The new Limited Recourse Borrowing Arrangement rules should now be well and truly bedded down and we now head steadily toward the next raft of changes.
The most pressing for our SMSF clients is the $1.6million transfer balance cap for retirement pensions. There are a number of strategies around this change. However, with the new and very complicated rules we will have to address these via statement of advice. It’s also important for accumulators to be aware of this rule as there are also strategies available to make the most of it for your future plans.
- Removal of the tax exemption for transition to retirement pensions (TRIPS) – this will most likely see a reduction in the number of individuals currently in this space.
- Cut in annual concessional contributions cap – and into the future (from July 2018) the ability to access the 5 year rule around this cap.
- Seriously complicated rules for non concessional contributions which also highlight the current opportunities available to you before 30th June 2017.
Spouse Super Contributions tax offset limit increases.
- Tax hike for more Australians – the lowering of the income threshold that sees some paying 30% and not 15% on contributions.
- The removal of the 10% rule making it easier to make contributions against income derived from sources other than employer income.
- Removal of the option to treat a pension payment as a lump sum payment, for individual tax purposes.
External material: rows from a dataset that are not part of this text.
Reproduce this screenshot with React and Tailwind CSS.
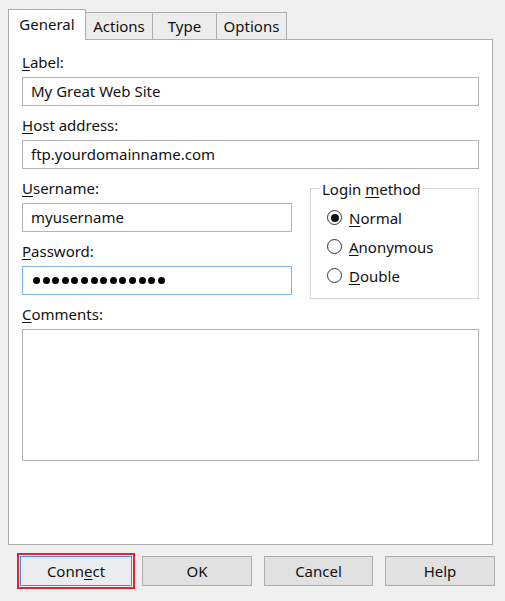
import React from 'react';

const font = { fontFamily: '"Noto Sans", "Open Sans", sans-serif' };

function Acc({ children }) {
  return <span className="underline decoration-1 underline-offset-[2px]">{children}</span>;
}

function Tab({ children, active, w }) {
  if (active) {
    return (
      <div className={`relative z-10 -mb-px flex h-[31px] justify-center border border-b-0 border-[#adadad] bg-white pt-[2px] text-[15px] leading-[24px] ${w}`}>
        {children}
      </div>
    );
  }
  return (
    <div className={`flex h-[27px] justify-center border border-l-0 border-b-0 border-[#adadad] bg-[#ececec] text-[15px] leading-[26px] ${w}`}>
      {children}
    </div>
  );
}

function Field({ label, children, className = '' }) {
  return (
    <div className={className}>
      <div className="h-[20px] text-[15px] leading-[20px]">{label}</div>
      <div className="mt-[5px]">{children}</div>
    </div>
  );
}

function Box({ children, className = '' }) {
  return (
    <div className={`flex h-[29px] items-center border border-[#b4b4b4] bg-white pl-[8px] text-[15px] ${className}`}>
      {children}
    </div>
  );
}

function Radio({ checked, children }) {
  return (
    <div className="flex h-[29px] items-center">
      <span className="flex h-[15px] w-[15px] items-center justify-center rounded-full border border-[#333] bg-white">
        {checked && <span className="h-[8px] w-[8px] rounded-full bg-[#111]" />}
      </span>
      <span className="ml-[7px] text-[15px] leading-[20px]">{children}</span>
    </div>
  );
}

function Button({ children, className = '' }) {
  return (
    <div className={`flex h-[30px] items-center justify-center border text-[15px] ${className}`}>
      {children}
    </div>
  );
}

export default function App() {
  return (
    <div className="h-[601px] w-[505px] overflow-hidden bg-[#f0f0f0] text-[#111]" style={font}>
      <div className="flex items-end pl-[8px] pt-[9px]">
        <Tab active w="w-[78px]">General</Tab>
        <Tab w="w-[67px]">Actions</Tab>
        <Tab w="w-[64px]">Type</Tab>
        <Tab w="w-[70px]">Options</Tab>
      </div>

      <div className="ml-[8px] h-[506px] w-[485px] border border-[#adadad] bg-white px-[13px] pt-[12px]">
        <Field label={<><Acc>L</Acc>abel:</>}>
          <Box>My Great Web Site</Box>
        </Field>
        <Field className="mt-[9px]" label={<><Acc>H</Acc>ost address:</>}>
          <Box>ftp.yourdomainname.com</Box>
        </Field>

        <div className="mt-[9px] flex items-start">
          <div className="w-[270px]">
            <Field label={<><Acc>U</Acc>sername:</>}>
              <Box>myusername</Box>
            </Field>
            <Field className="mt-[9px]" label={<><Acc>P</Acc>assword:</>}>
              <Box className="!border-[#7eb4ea] !pl-[10px] gap-[2.6px]">
                {Array.from({ length: 14 }).map((_, i) => (
                  <span key={i} className="h-[7px] w-[7px] rounded-full bg-black" />
                ))}
              </Box>
            </Field>
          </div>

          <div className="relative ml-[18px] mt-[10px] h-[111px] w-[169px] border border-[#d5d5d5] pl-[16px] pt-[14px]">
            <span className="absolute -top-[8px] left-[9px] bg-white px-[2px] text-[15px] leading-[16px]">
              Login <Acc>m</Acc>ethod
            </span>
            <Radio checked><Acc>N</Acc>ormal</Radio>
            <Radio><Acc>A</Acc>nonymous</Radio>
            <Radio><Acc>D</Acc>ouble</Radio>
          </div>
        </div>

        <Field className="mt-[5px]" label={<><Acc>C</Acc>omments:</>}>
          <div className="h-[132px] border border-[#b4b4b4] bg-white" />
        </Field>
      </div>

      <div className="flex pl-[17px] pt-[8px]">
        <div className="w-[118px] border-2 border-[#e3212f] p-px">
          <Button className="border-[#3c8ee0] bg-[#eaedf0]">
            Conn<Acc>e</Acc>ct
          </Button>
        </div>
        <Button className="ml-[7px] mt-[3px] w-[110px] border-[#adadad] bg-[#e1e1e1]">OK</Button>
        <Button className="ml-[12px] mt-[3px] w-[109px] border-[#adadad] bg-[#e1e1e1]">Cancel</Button>
        <Button className="ml-[12px] mt-[3px] w-[110px] border-[#adadad] bg-[#e1e1e1]">Help</Button>
      </div>
    </div>
  );
}
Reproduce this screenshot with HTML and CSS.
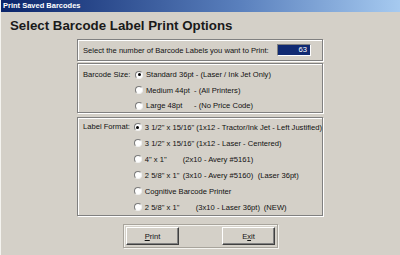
FILE: index.html
```html
<!DOCTYPE html>
<html lang="en">

<head>
    <meta charset="UTF-8">
    <title>Print Saved Barcodes</title>
    <link rel="stylesheet" href="styles.css">
</head>

<body>

    <div class="window">
        <div class="titlebar">Print Saved Barcodes</div>
        <h1>Select Barcode Label Print Options</h1>

        <div class="options">
            <div class="group count-group">
                <span>Select the number of Barcode Labels you want to Print:</span>
                <div class="count-input">63</div>
            </div>

            <div class="group size-group">
                <div class="group-label">Barcode Size:</div>
                <div class="choices">
                    <div class="choice"><span class="radio checked"></span>Standard 36pt - (Laser / Ink Jet Only)</div>
                    <div class="choice"><span class="radio"></span><span class="size-name">Medium 44pt</span>- (All Printers)</div>
                    <div class="choice"><span class="radio"></span><span class="size-name">Large 48pt</span>- (No Price Code)</div>
                </div>
            </div>

            <div class="group format-group">
                <div class="group-label">Label Format:</div>
                <div class="choices">
                    <div class="choice"><span class="radio checked"></span>3 1/2&quot; x 15/16&quot; (1x12 - Tractor/Ink Jet - Left Justified)</div>
                    <div class="choice"><span class="radio"></span>3 1/2&quot; x 15/16&quot; (1x12 - Laser - Centered)</div>
                    <div class="choice"><span class="radio"></span><span class="fmt-short">4&quot; x 1&quot;</span>(2x10 - Avery #5161)</div>
                    <div class="choice"><span class="radio"></span><span class="fmt-short">2 5/8&quot; x 1&quot;</span><span class="fmt-desc">(3x10 - Avery #5160)</span>(Laser 36pt)</div>
                    <div class="choice"><span class="radio"></span>Cognitive Barcode Printer</div>
                    <div class="choice"><span class="radio"></span><span class="fmt-long">2 5/8&quot; x 1&quot;</span><span class="fmt-desc-new">(3x10 - Laser 36pt)</span>(NEW)</div>
                </div>
            </div>

            <div class="button-panel">
                <button type="button"><u>P</u>rint</button>
                <button type="button">E<u>x</u>it</button>
            </div>
        </div>
    </div>

</body>

</html>
```

FILE: styles.css
```css
body {
    margin: 0;
    background: #d4d0c8;
    font-family: 'Liberation Sans', Arial, sans-serif;
}

.window {
    width: 400px;
    height: 255px;
    box-sizing: border-box;
    border-left: 1px solid #f4f3ef;
    background: #d4d0c8;
    overflow: hidden;
}

.titlebar {
    height: 12px;
    line-height: 12px;
    padding-left: 2px;
    background: linear-gradient(to right, #0a246a, #5a80bd 60%, #a6caf0);
    color: white;
    font-size: 7.5px;
    font-weight: bold;
}

h1 {
    margin: 6px 0 0 9px;
    font-size: 13.3px;
    line-height: 15px;
    font-weight: bold;
    color: #1a1a1a;
}

.options {
    margin: 6px 0 0 76px;
    width: 246px;
    font-size: 7.6px;
    color: #111;
}

.group {
    box-sizing: border-box;
    border: 1px solid #808080;
    box-shadow: inset 1px 1px 0 #fff, 1px 1px 0 #fff;
}

.count-group {
    height: 22px;
    display: flex;
    align-items: center;
    justify-content: space-between;
    padding: 0 11px 0 5px;
}

.count-input {
    width: 34px;
    height: 12px;
    box-sizing: border-box;
    border: 1px solid;
    border-color: #808080 #fff #fff #808080;
    background: #102a72;
    color: white;
    text-align: right;
    padding-right: 3px;
    line-height: 10px;
}

.size-group,
.format-group {
    display: flex;
    padding-left: 5px;
}

.size-group {
    height: 50px;
    margin-top: 2px;
    padding-top: 3px;
}

.format-group {
    height: 99px;
    margin-top: 4px;
    padding-top: 1px;
}

.group-label {
    width: 52px;
    line-height: 15.5px;
}

.format-group .group-label {
    line-height: 16px;
}

.choice {
    display: flex;
    align-items: center;
    height: 15.5px;
    white-space: nowrap;
}

.format-group .choice {
    height: 16px;
}

.radio {
    width: 8px;
    height: 8px;
    box-sizing: border-box;
    margin-right: 3px;
    border-radius: 50%;
    border: 1px solid;
    border-color: #7a7a7a #f0f0f0 #f0f0f0 #7a7a7a;
    background: #fff;
    position: relative;
}

.radio.checked::after {
    content: "";
    position: absolute;
    left: 1.5px;
    top: 1.5px;
    width: 3px;
    height: 3px;
    border-radius: 50%;
    background: #000;
}

.size-name {
    width: 48px;
}

.fmt-short {
    width: 38px;
}

.fmt-long {
    width: 51px;
}

.fmt-desc {
    width: 75px;
}

.fmt-desc-new {
    width: 68px;
}

.button-panel {
    box-sizing: border-box;
    width: 155px;
    height: 24px;
    margin: 8px 0 0 46px;
    padding: 0 2px;
    display: flex;
    align-items: center;
    justify-content: space-between;
    border: 1px solid #a8a49c;
    box-shadow: inset 1px 1px 0 #f4f3ef, 1px 1px 0 #f4f3ef;
}

button {
    width: 53px;
    height: 18px;
    padding: 0;
    background: #d4d0c8;
    border: 1px solid;
    border-color: #fff #404040 #404040 #fff;
    box-shadow: inset -1px -1px 0 #808080;
    font-family: 'Liberation Sans', Arial, sans-serif;
    font-size: 7.6px;
    color: #111;
    cursor: pointer;
}
```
- Removal of anti detriment provisions.
Optima Partners is currently on top of these changes and can offer assistance. Factual information can be offered without a statement of advice being offered but more specific advice will require that one be issued.
Now more than ever it’s important to “dial before you dig” in other words ask for advice before jumping into any superannuation transaction involving pensions and contributions, failing the new rules will lead to pain.